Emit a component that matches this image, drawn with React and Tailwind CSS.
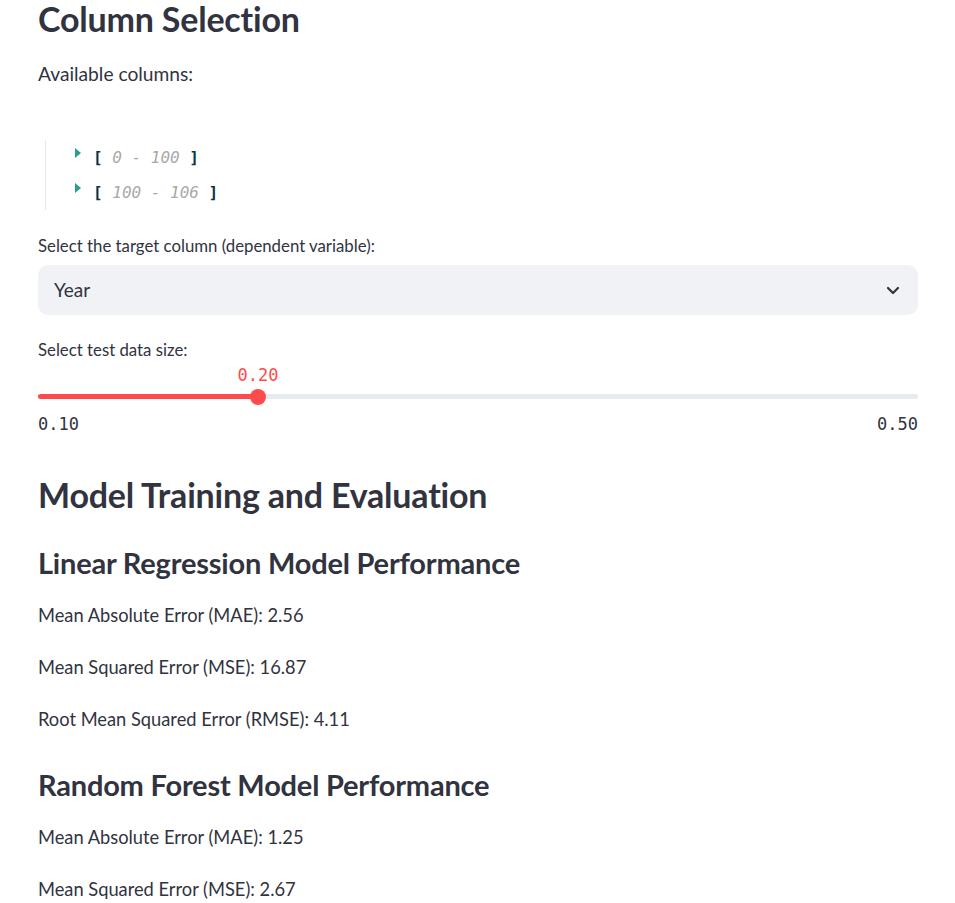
import React from 'react';

const sans = { fontFamily: 'Lato, "Noto Sans", sans-serif' };

// Small disclosure triangle used by the json viewer
function Caret() {
  return (
    <svg width="8" height="11" viewBox="0 0 8 11" className="mr-[11px] -mt-[8px]">
      <polygon points="1,0 7,5 1,10" fill="#2a9d8f" />
    </svg>
  );
}

function JsonRow({ from, to }) {
  return (
    <div className="flex h-[35px] items-center whitespace-pre pl-[28px] font-['DejaVu_Sans_Mono',monospace] text-[16px]">
      <Caret />
      <span className="font-bold text-[#073642]">[ </span>
      <span className="italic text-[#a8a8a8]">{from} - {to}</span>
      <span className="font-bold text-[#073642]"> ]</span>
    </div>
  );
}

function Metric({ children, mt }) {
  return (
    <p className={`${mt} flex h-[30px] items-center text-[18.3px]`}>{children}</p>
  );
}

export default function App() {
  return (
    <div className="min-h-screen bg-white text-[#31333f]" style={sans}>
      <div className="w-[880px] ml-[38px]">
        <h2 className="flex h-[36px] items-center pt-[2px] text-[34px] leading-none font-bold tracking-[-0.2px]">
          Column Selection
        </h2>
        <p className="mt-[23px] flex h-[30px] items-center text-[19.2px]">Available columns:</p>

        <div className="mt-[51px] ml-[7px] border-l border-[#e8e8e8]">
          <JsonRow from="0" to="100" />
          <JsonRow from="100" to="106" />
        </div>

        <label className="mt-[24px] flex h-[24px] items-center text-[16.8px]">
          Select the target column (dependent variable):
        </label>
        <div className="mt-[7px] flex h-[50px] items-center justify-between rounded-[10px] bg-[#f0f2f6] pl-[16px] pr-[18px]">
          <span className="text-[19px]">Year</span>
          <svg width="14" height="9" viewBox="0 0 14 9">
            <polyline points="2,2 7,7 12,2" fill="none" stroke="#31333f" strokeWidth="2.2" strokeLinecap="round" strokeLinejoin="round" />
          </svg>
        </div>

        <label className="mt-[23px] flex h-[24px] items-center text-[16.8px]">Select test data size:</label>

        <div className="relative h-[78px] font-['DejaVu_Sans_Mono',monospace]">
          <span className="absolute left-[25%] top-[4px] flex h-[20px] -translate-x-1/2 items-center text-[17px] text-[#ff4b4b]">
            0.20
          </span>
          <div className="absolute left-0 right-0 top-[32px] h-[5px] rounded-full bg-[#e6eaf1]">
            <div className="h-full w-[25%] rounded-full bg-[#ff4b4b]" />
            <div className="absolute left-[25%] top-1/2 h-[16px] w-[16px] -translate-x-1/2 -translate-y-1/2 rounded-full bg-[#ff4b4b]" />
          </div>
          <div className="absolute left-0 right-0 top-[53px] flex h-[20px] items-center justify-between text-[17px]">
            <span>0.10</span>
            <span>0.50</span>
          </div>
        </div>

        <h2 className="mt-[32px] flex h-[44px] items-center text-[34px] font-bold tracking-[-0.2px]">
          Model Training and Evaluation
        </h2>
        <h3 className="mt-[29px] flex h-[36px] items-center text-[29px] font-bold tracking-[-0.2px]">
          Linear Regression Model Performance
        </h3>
        <Metric mt="mt-[20px]">Mean Absolute Error (MAE): 2.56</Metric>
        <Metric mt="mt-[22px]">Mean Squared Error (MSE): 16.87</Metric>
        <Metric mt="mt-[22px]">Root Mean Squared Error (RMSE): 4.11</Metric>

        <h3 className="mt-[32px] flex h-[36px] items-center text-[29px] font-bold tracking-[-0.2px]">
          Random Forest Model Performance
        </h3>
        <Metric mt="mt-[20px]">Mean Absolute Error (MAE): 1.25</Metric>
        <Metric mt="mt-[22px]">Mean Squared Error (MSE): 2.67</Metric>
      </div>
    </div>
  );
}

● Goal:
The data should be printed again unchanged; leave its pictures out.

● Response:
Emit a component that matches this image, drawn with React and Tailwind CSS.
import React from 'react';

const sans = { fontFamily: 'Lato, "Noto Sans", sans-serif' };

// Small disclosure triangle used by the json viewer
function Caret() {
  return (
    <svg width="8" height="11" viewBox="0 0 8 11" className="mr-[11px] -mt-[8px]">
      <polygon points="1,0 7,5 1,10" fill="#2a9d8f" />
    </svg>
  );
}

function JsonRow({ from, to }) {
  return (
    <div className="flex h-[35px] items-center whitespace-pre pl-[28px] font-['DejaVu_Sans_Mono',monospace] text-[16px]">
      <Caret />
      <span className="font-bold text-[#073642]">[ </span>
      <span className="italic text-[#a8a8a8]">{from} - {to}</span>
      <span className="font-bold text-[#073642]"> ]</span>
    </div>
  );
}

function Metric({ children, mt }) {
  return (
    <p className={`${mt} flex h-[30px] items-center text-[18.3px]`}>{children}</p>
  );
}

export default function App() {
  return (
    <div className="min-h-screen bg-white text-[#31333f]" style={sans}>
      <div className="w-[880px] ml-[38px]">
        <h2 className="flex h-[36px] items-center pt-[2px] text-[34px] leading-none font-bold tracking-[-0.2px]">
          Column Selection
        </h2>
        <p className="mt-[23px] flex h-[30px] items-center text-[19.2px]">Available columns:</p>

        <div className="mt-[51px] ml-[7px] border-l border-[#e8e8e8]">
          <JsonRow from="0" to="100" />
          <JsonRow from="100" to="106" />
        </div>

        <label className="mt-[24px] flex h-[24px] items-center text-[16.8px]">
          Select the target column (dependent variable):
        </label>
        <div className="mt-[7px] flex h-[50px] items-center justify-between rounded-[10px] bg-[#f0f2f6] pl-[16px] pr-[18px]">
          <span className="text-[19px]">Year</span>
          <svg width="14" height="9" viewBox="0 0 14 9">
            <polyline points="2,2 7,7 12,2" fill="none" stroke="#31333f" strokeWidth="2.2" strokeLinecap="round" strokeLinejoin="round" />
          </svg>
        </div>

        <label className="mt-[23px] flex h-[24px] items-center text-[16.8px]">Select test data size:</label>

        <div className="relative h-[78px] font-['DejaVu_Sans_Mono',monospace]">
          <span className="absolute left-[25%] top-[4px] flex h-[20px] -translate-x-1/2 items-center text-[17px] text-[#ff4b4b]">
            0.20
          </span>
          <div className="absolute left-0 right-0 top-[32px] h-[5px] rounded-full bg-[#e6eaf1]">
            <div className="h-full w-[25%] rounded-full bg-[#ff4b4b]" />
            <div className="absolute left-[25%] top-1/2 h-[16px] w-[16px] -translate-x-1/2 -translate-y-1/2 rounded-full bg-[#ff4b4b]" />
          </div>
          <div className="absolute left-0 right-0 top-[53px] flex h-[20px] items-center justify-between text-[17px]">
            <span>0.10</span>
            <span>0.50</span>
          </div>
        </div>

        <h2 className="mt-[32px] flex h-[44px] items-center text-[34px] font-bold tracking-[-0.2px]">
          Model Training and Evaluation
        </h2>
        <h3 className="mt-[29px] flex h-[36px] items-center text-[29px] font-bold tracking-[-0.2px]">
          Linear Regression Model Performance
        </h3>
        <Metric mt="mt-[20px]">Mean Absolute Error (MAE): 2.56</Metric>
        <Metric mt="mt-[22px]">Mean Squared Error (MSE): 16.87</Metric>
        <Metric mt="mt-[22px]">Root Mean Squared Error (RMSE): 4.11</Metric>

        <h3 className="mt-[32px] flex h-[36px] items-center text-[29px] font-bold tracking-[-0.2px]">
          Random Forest Model Performance
        </h3>
        <Metric mt="mt-[20px]">Mean Absolute Error (MAE): 1.25</Metric>
        <Metric mt="mt-[22px]">Mean Squared Error (MSE): 2.67</Metric>
      </div>
    </div>
  );
}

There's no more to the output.